Leaving out the pictures, retype the lines from the beginning of the listing through the line containing "h-[24px] items-center bg-[#f3f6fb]".
|---|
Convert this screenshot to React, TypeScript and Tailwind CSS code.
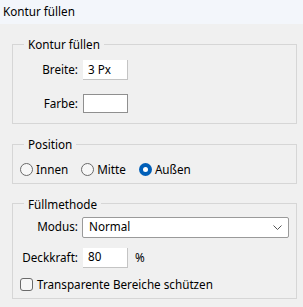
import React from "react";

function Group({ title, children }: { title: string; children: React.ReactNode }) {
  return (
    <fieldset className="ml-[12px] w-[285px] border border-[#d6d6d6] pl-[8px] pr-[7px]">
      <legend className="ml-[3px] px-[4px] leading-[16px]">{title}</legend>
      {children}
    </fieldset>
  );
}

function Radio({ label, checked }: { label: string; checked?: boolean }) {
  return (
    <label className="flex items-center gap-[3px]">
      {checked ? (
        <span className="flex h-[13px] w-[13px] items-center justify-center rounded-full bg-[#005fb8]">
          <span className="h-[5px] w-[5px] rounded-full bg-white" />
        </span>
      ) : (
        <span className="h-[13px] w-[13px] rounded-full border border-[#6a6a6a] bg-[#f7f7f7]" />
      )}
      <span>{label}</span>
    </label>
  );
}

export default function App() {
  return (
    <div
      className="h-[307px] w-[303px] bg-[#f0f0f0] text-[11.7px] text-black"
      style={{ fontFamily: '"Noto Sans", "Open Sans", sans-serif' }}
    >
      {/* Title bar */}
      <div className="flex h-[24px] items-center bg-[#f3f6fb] pl-[3px]">Kontur füllen</div>

      <div className="flex flex-col gap-[12px] pt-[12px]">
        <Group title="Kontur füllen">
          <div className="flex flex-col gap-[14px] pt-[8px] pb-[10px]">
            <div className="flex items-center gap-[5px]">
              <span className="w-[57px] text-right">Breite:</span>
              <div className="flex h-[20px] w-[45px] items-center border-r border-b border-[#c4c4c4] bg-white pl-[5px]">
                3 Px
              </div>
            </div>
            <div className="flex items-center gap-[5px]">
              <span className="w-[57px] text-right">Farbe:</span>
              <div className="h-[19px] w-[45px] border border-[#8f8f8f] bg-white" />
            </div>
          </div>
        </Group>

        <Group title="Position">
          <div className="flex items-center gap-[13px] pt-[9px] pb-[4px] -ml-[1px]">
            <Radio label="Innen" />
            <Radio label="Mitte" />
            <Radio label="Außen" checked />
          </div>
        </Group>

        <Group title="Füllmethode">
          <div className="flex flex-col pt-[5px] pb-[5px]">
            <div className="flex items-center gap-[4px]">
              <span className="w-[57px] text-right">Modus:</span>
              <div className="flex h-[21px] w-[207px] items-center justify-between rounded-[2px] border border-[#9a9a9a] bg-white pl-[6px] pr-[6px]">
                <span>Normal</span>
                <svg width="9" height="5" viewBox="0 0 9 5" fill="none">
                  <path d="M0.5 0.5 L4.5 4.5 L8.5 0.5" stroke="#555" strokeWidth="1" />
                </svg>
              </div>
            </div>
            <div className="mt-[10px] flex items-center gap-[5px]">
              <span className="w-[57px] text-right">Deckkraft:</span>
              <div className="flex h-[20px] w-[45px] items-center border-r border-b border-[#c4c4c4] bg-white pl-[5px]">
                80
              </div>
              <span className="ml-[2px]">%</span>
            </div>
            <label className="mt-[8px] -ml-[1px] flex items-center gap-[4px]">
              <span className="h-[13px] w-[13px] rounded-[3px] border border-[#6a6a6a] bg-[#f7f7f7]" />
              <span>Transparente Bereiche schützen</span>
            </label>
          </div>
        </Group>
      </div>
    </div>
  );
}
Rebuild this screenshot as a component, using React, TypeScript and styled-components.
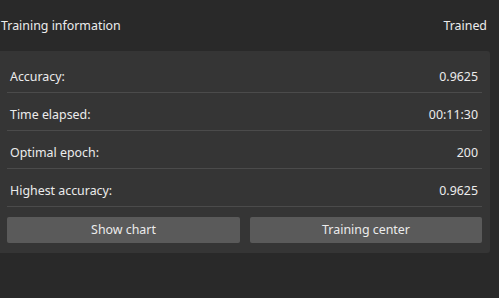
import React from "react";
import styled, { createGlobalStyle } from "styled-components";

const Global = createGlobalStyle`
  html, body { margin: 0; padding: 0; background: #292929; }
  body { font-family: "Noto Sans", "Open Sans", sans-serif; color: #e6e6e6; }
`;

const Page = styled.div`
  width: 499px;
  height: 298px;
  background: #292929;
`;

const Header = styled.div`
  height: 51px;
  display: flex;
  align-items: center;
  justify-content: space-between;
  padding: 0 12px 0 1px;
  box-sizing: border-box;
  font-size: 12.4px;
  line-height: 18px;
  color: #ececec;
`;

const Panel = styled.div`
  width: 490px;
  box-sizing: border-box;
  background: #353535;
  border-radius: 0 3px 3px 0;
  padding: 4px 8px 10px 7px;
`;

const Row = styled.div`
  display: flex;
  justify-content: space-between;
  padding: 13px 4px 6px 3px;
  font-size: 12.4px;
  line-height: 18px;
  border-bottom: 1px solid #4b4b4b;
  color: #ececec;
`;

const Buttons = styled.div`
  display: grid;
  grid-template-columns: 233px 232px;
  column-gap: 10px;
  margin-top: 10px;
`;

const Button = styled.button`
  height: 26px;
  border: none;
  border-radius: 2px;
  background: #5a5a5a;
  color: #ececec;
  font-family: "Noto Sans", "Open Sans", sans-serif;
  font-size: 12.4px;
  line-height: 18px;
  padding: 0;
  cursor: pointer;
`;

const rows: [string, string][] = [
  ["Accuracy:", "0.9625"],
  ["Time elapsed:", "00:11:30"],
  ["Optimal epoch:", "200"],
  ["Highest accuracy:", "0.9625"],
];

export default function App() {
  return (
    <Page>
      <Global />
      <Header>
        <span>Training information</span>
        <span>Trained</span>
      </Header>
      <Panel>
        {rows.map(([k, v]) => (
          <Row key={k}>
            <span>{k}</span>
            <span>{v}</span>
          </Row>
        ))}
        <Buttons>
          <Button>Show chart</Button>
          <Button>Training center</Button>
        </Buttons>
      </Panel>
    </Page>
  );
}
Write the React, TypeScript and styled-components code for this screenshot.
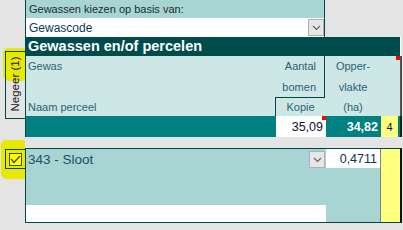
import React from "react";
import styled, { createGlobalStyle } from "styled-components";

const Global = createGlobalStyle`
  html, body { margin: 0; padding: 0; background: #e4e4e4; }
  * { box-sizing: border-box; }
`;

const dark = "#004848";

const Page = styled.div`
  width: 403px;
  height: 230px;
  background: #e4e4e4;
  display: flex;
  overflow: hidden;
  font-family: "Liberation Sans", Arial, sans-serif;
`;

// left gutter with the highlighted controls
const Gutter = styled.div`
  position: relative;
  z-index: 0;
  width: 25px;
  flex: none;
  display: flex;
  flex-direction: column;
  align-items: flex-end;
`;

const Marked = styled.div<{ $top: number; $h: number; $left: number }>`
  position: relative;
  &::before {
    content: "";
    position: absolute;
    z-index: -1;
    left: ${({ $left }) => $left}px;
    top: ${({ $top }) => $top}px;
    width: calc(100% - ${({ $left }) => $left}px);
    height: ${({ $h }) => $h}px;
    background: #e8e800;
    border-radius: 5px 2px 2px 6px;
  }
`;

const NegeerBox = styled(Marked)`
  margin-top: 51px;
  width: 20px;
  height: 68px;
  border: 1px solid ${dark};
  border-right: none;
  display: flex;
  align-items: center;
  justify-content: center;
`;

const Vertical = styled.span`
  display: block;
  transform: rotate(-90deg);
  white-space: nowrap;
  font-size: 11.5px;
  color: #14202a;
  margin-bottom: 2px;
`;

const CheckCell = styled(Marked)`
  margin-top: 30px;
  width: 20px;
  height: 20px;
  border: 1px solid ${dark};
  border-right: none;
  display: flex;
  align-items: center;
  justify-content: center;
`;

const CheckBox = styled.div`
  width: 13px;
  height: 13px;
  background: #ffff00;
  border: 1px solid #3c4a2a;
  display: flex;
  align-items: center;
  justify-content: center;
`;

const Main = styled.div`
  width: 378px;
  flex: none;
  display: flex;
  flex-direction: column;
`;

const Chooser = styled.div`
  width: 300px;
  height: 37px;
  border-left: 1px solid ${dark};
  border-right: 1px solid ${dark};
  display: grid;
  grid-template-rows: 18px 19px;
`;

const ChooserLabel = styled.div`
  background: #a8d4d4;
  font-size: 11px;
  color: #16302e;
  padding: 3px 0 0 3px;
`;

const SelectRow = styled.div`
  background: #fff;
  display: flex;
  align-items: center;
  justify-content: space-between;
  font-size: 12px;
  color: #0e3a56;
  padding-left: 3px;
`;

const DropButton = styled.div`
  width: 16px;
  height: 17px;
  background: #e6e6e6;
  border: 1px solid #b0b0b0;
  display: flex;
  align-items: center;
  justify-content: center;
`;

const TitleBar = styled.div`
  width: 376px;
  height: 19px;
  background: #004c4c;
  border-right: 1px solid #fff;
  color: #fff;
  font-weight: bold;
  font-size: 14.5px;
  line-height: 19px;
  padding-left: 3px;
  white-space: nowrap;
`;

const Header = styled.div`
  width: 377px;
  height: 60px;
  background: #cde6e6;
  border-left: 1px solid ${dark};
  border-right: 2px solid #505050;
  display: grid;
  grid-template-columns: 249px 50px 56px 19px;
  grid-template-rows: 20px 21px 19px;
  font-size: 11px;
  color: #2a6274;
`;

const HeadCell = styled.div<{ $col: number; $row: number; $align?: string; $boxed?: "side" | "corner" }>`
  grid-column: ${({ $col }) => $col};
  grid-row: ${({ $row }) => $row};
  display: flex;
  align-items: center;
  justify-content: ${({ $align }) => $align || "center"};
  padding: 0 ${({ $align }) => ($align === "flex-end" ? "8px" : "0")} 0 ${({ $align }) => ($align === "flex-start" ? "2px" : "0")};
  border-right: ${({ $boxed }) => ($boxed === "side" ? `1px solid ${dark}` : "none")};
  border-top: ${({ $boxed }) => ($boxed === "corner" ? `1px solid ${dark}` : "none")};
  border-left: ${({ $boxed }) => ($boxed === "corner" ? `1px solid ${dark}` : "none")};
  position: relative;
`;

const Note = styled.span`
  position: absolute;
  top: 0;
  right: 0;
  width: 4px;
  height: 4px;
  background: #ff0000;
`;

const Totals = styled.div`
  width: 377px;
  height: 21px;
  background: #008080;
  border-left: 1px solid ${dark};
  border-right: 2px solid #202020;
  display: grid;
  grid-template-columns: 250px 50px 55px 17px;
  font-size: 12.5px;
`;

const Cell = styled.div<{ $bg?: string; $color?: string; $bold?: boolean; $center?: boolean }>`
  position: relative;
  background: ${({ $bg }) => $bg || "transparent"};
  color: ${({ $color }) => $color || "#101030"};
  font-weight: ${({ $bold }) => ($bold ? "bold" : "normal")};
  display: flex;
  align-items: center;
  justify-content: ${({ $center }) => ($center ? "center" : "flex-end")};
  padding-right: ${({ $center }) => ($center ? "0" : "3px")};
`;

const Small = styled.span`
  font-size: 11px;
`;

const Lower = styled.div`
  margin-top: 11px;
  width: 377px;
  height: 75px;
  background: #a8d4d4;
  border: 1px solid ${dark};
  border-right: 2px solid #101010;
  display: grid;
  grid-template-columns: 283px 17px 54px 20px;
  grid-template-rows: 19px 1fr 17px;
`;

const CropName = styled.div`
  grid-column: 1;
  grid-row: 1;
  font-size: 13.5px;
  color: #1d4f62;
  padding: 3px 0 0 2px;
`;

const LowerDrop = styled(DropButton)`
  grid-column: 2;
  grid-row: 1;
  align-self: center;
  margin-top: 2px;
`;

const Value = styled.div`
  grid-column: 3;
  grid-row: 1;
  background: #fff;
  font-size: 12.5px;
  color: #10304e;
  display: flex;
  align-items: center;
  justify-content: flex-end;
  padding-right: 3px;
`;

const YellowCol = styled.div`
  grid-column: 4;
  grid-row: 1 / 4;
  background: #ffff80;
  border-left: 1px solid #808080;
`;

const WhiteStrip = styled.div`
  grid-column: 1 / 3;
  grid-row: 3;
  background: #fff;
`;

const Chevron = () => (
  <svg width="9" height="6" viewBox="0 0 9 6">
    <polyline points="1,1 4.5,4.5 8,1" fill="none" stroke="#606060" strokeWidth="1.1" />
  </svg>
);

const Tick = () => (
  <svg width="11" height="9" viewBox="0 0 11 9">
    <polyline points="1,4 4,7.5 10,1" fill="none" stroke="#4a4a20" strokeWidth="1.3" />
  </svg>
);

export default function App() {
  return (
    <>
      <Global />
      <Page>
        <Gutter>
          <NegeerBox $top={-4} $h={33} $left={-3}>
            <Vertical>Negeer (1)</Vertical>
          </NegeerBox>
          <CheckCell $top={-10} $h={39} $left={-5}>
            <CheckBox>
              <Tick />
            </CheckBox>
          </CheckCell>
        </Gutter>
        <Main>
          <Chooser>
            <ChooserLabel>Gewassen kiezen op basis van:</ChooserLabel>
            <SelectRow>
              Gewascode
              <DropButton>
                <Chevron />
              </DropButton>
            </SelectRow>
          </Chooser>
          <TitleBar>Gewassen en/of percelen</TitleBar>
          <Header>
            <HeadCell $col={1} $row={1} $align="flex-start">Gewas</HeadCell>
            <HeadCell $col={1} $row={3} $align="flex-start">Naam perceel</HeadCell>
            <HeadCell $col={2} $row={1} $align="flex-end" $boxed="side">Aantal</HeadCell>
            <HeadCell $col={2} $row={2} $align="flex-end" $boxed="side">bomen</HeadCell>
            <HeadCell $col={2} $row={3} $boxed="corner">Kopie</HeadCell>
            <HeadCell $col={3} $row={1}>Opper-</HeadCell>
            <HeadCell $col={3} $row={2}>vlakte</HeadCell>
            <HeadCell $col={3} $row={3}>(ha)</HeadCell>
            <HeadCell $col={4} $row={1}>
              <Note />
            </HeadCell>
          </Header>
          <Totals>
            <Cell />
            <Cell $bg="#fff">
              35,09
              <Note />
            </Cell>
            <Cell $color="#fff" $bold>34,82</Cell>
            <Cell $bg="#ffff80" $center>
              <Small>4</Small>
            </Cell>
          </Totals>
          <Lower>
            <CropName>343 - Sloot</CropName>
            <LowerDrop>
              <Chevron />
            </LowerDrop>
            <Value>0,4711</Value>
            <YellowCol />
            <WhiteStrip />
          </Lower>
        </Main>
      </Page>
    </>
  );
}
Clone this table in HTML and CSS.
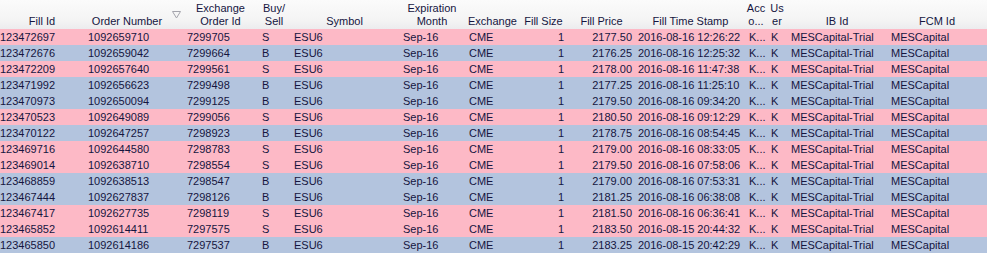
FILE: index.html
```html
<!DOCTYPE html>
<html>
<head>
<meta charset="utf-8">
<link rel="stylesheet" href="styles.css">
</head>
<body>
<table class="grid">
  <colgroup>
    <col class="c-fill"><col class="c-order"><col class="c-exord"><col class="c-side"><col class="c-sym"><col class="c-exp"><col class="c-exch"><col class="c-size"><col class="c-price"><col class="c-time"><col class="c-acc"><col class="c-user"><col class="c-ib"><col class="c-fcm">
  </colgroup>
  <thead>
    <tr>
      <th>Fill Id</th>
      <th class="sorted">Order Number<svg class="sort" width="9" height="8" viewBox="0 0 9 8"><polygon points="0.5,0.5 8.5,0.5 4.5,7" fill="none" stroke="#a4a4ac" stroke-width="1"/></svg></th>
      <th>Exchange<br>Order Id</th>
      <th>Buy/<br>Sell</th>
      <th>Symbol</th>
      <th>Expiration<br>Month</th>
      <th>Exchange</th>
      <th>Fill Size</th>
      <th>Fill Price</th>
      <th>Fill Time Stamp</th>
      <th>Acc<br>o...</th>
      <th>Us<br>er</th>
      <th>IB Id</th>
      <th>FCM Id</th>
    </tr>
  </thead>
  <tbody>
    <tr class="sell"><td>123472697</td><td>1092659710</td><td>7299705</td><td>S</td><td>ESU6</td><td>Sep-16</td><td>CME</td><td class="num">1</td><td class="num">2177.50</td><td>2016-08-16 12:26:22</td><td>K...</td><td>K</td><td>MESCapital-Trial</td><td>MESCapital</td></tr>
    <tr class="buy"><td>123472676</td><td>1092659042</td><td>7299664</td><td>B</td><td>ESU6</td><td>Sep-16</td><td>CME</td><td class="num">1</td><td class="num">2176.25</td><td>2016-08-16 12:25:32</td><td>K...</td><td>K</td><td>MESCapital-Trial</td><td>MESCapital</td></tr>
    <tr class="sell"><td>123472209</td><td>1092657640</td><td>7299561</td><td>S</td><td>ESU6</td><td>Sep-16</td><td>CME</td><td class="num">1</td><td class="num">2178.00</td><td>2016-08-16 11:47:38</td><td>K...</td><td>K</td><td>MESCapital-Trial</td><td>MESCapital</td></tr>
    <tr class="buy"><td>123471992</td><td>1092656623</td><td>7299498</td><td>B</td><td>ESU6</td><td>Sep-16</td><td>CME</td><td class="num">1</td><td class="num">2177.25</td><td>2016-08-16 11:25:10</td><td>K...</td><td>K</td><td>MESCapital-Trial</td><td>MESCapital</td></tr>
    <tr class="buy"><td>123470973</td><td>1092650094</td><td>7299125</td><td>B</td><td>ESU6</td><td>Sep-16</td><td>CME</td><td class="num">1</td><td class="num">2179.50</td><td>2016-08-16 09:34:20</td><td>K...</td><td>K</td><td>MESCapital-Trial</td><td>MESCapital</td></tr>
    <tr class="sell"><td>123470523</td><td>1092649089</td><td>7299056</td><td>S</td><td>ESU6</td><td>Sep-16</td><td>CME</td><td class="num">1</td><td class="num">2180.50</td><td>2016-08-16 09:12:29</td><td>K...</td><td>K</td><td>MESCapital-Trial</td><td>MESCapital</td></tr>
    <tr class="buy"><td>123470122</td><td>1092647257</td><td>7298923</td><td>B</td><td>ESU6</td><td>Sep-16</td><td>CME</td><td class="num">1</td><td class="num">2178.75</td><td>2016-08-16 08:54:45</td><td>K...</td><td>K</td><td>MESCapital-Trial</td><td>MESCapital</td></tr>
    <tr class="sell"><td>123469716</td><td>1092644580</td><td>7298783</td><td>S</td><td>ESU6</td><td>Sep-16</td><td>CME</td><td class="num">1</td><td class="num">2179.00</td><td>2016-08-16 08:33:05</td><td>K...</td><td>K</td><td>MESCapital-Trial</td><td>MESCapital</td></tr>
    <tr class="sell"><td>123469014</td><td>1092638710</td><td>7298554</td><td>S</td><td>ESU6</td><td>Sep-16</td><td>CME</td><td class="num">1</td><td class="num">2179.50</td><td>2016-08-16 07:58:06</td><td>K...</td><td>K</td><td>MESCapital-Trial</td><td>MESCapital</td></tr>
    <tr class="buy"><td>123468859</td><td>1092638513</td><td>7298547</td><td>B</td><td>ESU6</td><td>Sep-16</td><td>CME</td><td class="num">1</td><td class="num">2179.00</td><td>2016-08-16 07:53:31</td><td>K...</td><td>K</td><td>MESCapital-Trial</td><td>MESCapital</td></tr>
    <tr class="buy"><td>123467444</td><td>1092627837</td><td>7298126</td><td>B</td><td>ESU6</td><td>Sep-16</td><td>CME</td><td class="num">1</td><td class="num">2181.25</td><td>2016-08-16 06:38:08</td><td>K...</td><td>K</td><td>MESCapital-Trial</td><td>MESCapital</td></tr>
    <tr class="sell"><td>123467417</td><td>1092627735</td><td>7298119</td><td>S</td><td>ESU6</td><td>Sep-16</td><td>CME</td><td class="num">1</td><td class="num">2181.50</td><td>2016-08-16 06:36:41</td><td>K...</td><td>K</td><td>MESCapital-Trial</td><td>MESCapital</td></tr>
    <tr class="sell"><td>123465852</td><td>1092614411</td><td>7297575</td><td>S</td><td>ESU6</td><td>Sep-16</td><td>CME</td><td class="num">1</td><td class="num">2183.50</td><td>2016-08-15 20:44:32</td><td>K...</td><td>K</td><td>MESCapital-Trial</td><td>MESCapital</td></tr>
    <tr class="buy"><td>123465850</td><td>1092614186</td><td>7297537</td><td>B</td><td>ESU6</td><td>Sep-16</td><td>CME</td><td class="num">1</td><td class="num">2183.25</td><td>2016-08-15 20:42:29</td><td>K...</td><td>K</td><td>MESCapital-Trial</td><td>MESCapital</td></tr>
  </tbody>
</table>
</body>
</html>
```
FILE: styles.css
```css
html, body {
  margin: 0;
  padding: 0;
  background: #ffffff;
}
body {
  font-family: "Liberation Sans", Arial, sans-serif;
  font-size: 11px;
  color: #15153f;
}
.grid {
  width: 987px;
  table-layout: fixed;
  border-collapse: collapse;
  border-spacing: 0;
}
.c-fill { width: 84px; }
.c-order { width: 99px; }
.c-exord { width: 75px; }
.c-side { width: 32px; }
.c-sym { width: 109px; }
.c-exp { width: 66px; }
.c-exch { width: 55px; }
.c-size { width: 47px; }
.c-price { width: 69px; }
.c-time { width: 109px; }
.c-acc { width: 22px; }
.c-user { width: 20px; }
.c-ib { width: 100px; }
.c-fcm { width: 100px; }

thead tr {
  height: 29px;
  background: linear-gradient(#fbfbfb 0%, #f4f4f4 70%, #ececee 100%);
}
th {
  font-weight: normal;
  text-align: center;
  vertical-align: bottom;
  line-height: 13px;
  padding: 0 0 1px 0;
  white-space: nowrap;
  overflow: hidden;
}
th.sorted {
  position: relative;
  padding-right: 13px;
}
.sort {
  position: absolute;
  right: 2px;
  top: 11px;
}
tbody tr {
  height: 16px;
}
td {
  line-height: 15px;
  padding: 1px 0 0 4px;
  white-space: nowrap;
  overflow: hidden;
  vertical-align: top;
}
td:first-child {
  padding-left: 0;
}
td.num {
  text-align: right;
  padding-left: 0;
  padding-right: 3px;
}
td:nth-child(9) {
  padding-right: 4px;
}
td:nth-child(10) {
  padding-left: 2px;
}
tr.sell {
  background: #fdb9c6;
}
tr.buy {
  background: #b3c4de;
}
```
|---|
*FULL SOLUTION*.
Convert this screenshot to React, TypeScript and Tailwind CSS code.
import React from "react";

function Group({ title, children }: { title: string; children: React.ReactNode }) {
  return (
    <fieldset className="ml-[12px] w-[285px] border border-[#d6d6d6] pl-[8px] pr-[7px]">
      <legend className="ml-[3px] px-[4px] leading-[16px]">{title}</legend>
      {children}
    </fieldset>
  );
}

function Radio({ label, checked }: { label: string; checked?: boolean }) {
  return (
    <label className="flex items-center gap-[3px]">
      {checked ? (
        <span className="flex h-[13px] w-[13px] items-center justify-center rounded-full bg-[#005fb8]">
          <span className="h-[5px] w-[5px] rounded-full bg-white" />
        </span>
      ) : (
        <span className="h-[13px] w-[13px] rounded-full border border-[#6a6a6a] bg-[#f7f7f7]" />
      )}
      <span>{label}</span>
    </label>
  );
}

export default function App() {
  return (
    <div
      className="h-[307px] w-[303px] bg-[#f0f0f0] text-[11.7px] text-black"
      style={{ fontFamily: '"Noto Sans", "Open Sans", sans-serif' }}
    >
      {/* Title bar */}
      <div className="flex h-[24px] items-center bg-[#f3f6fb] pl-[3px]">Kontur füllen</div>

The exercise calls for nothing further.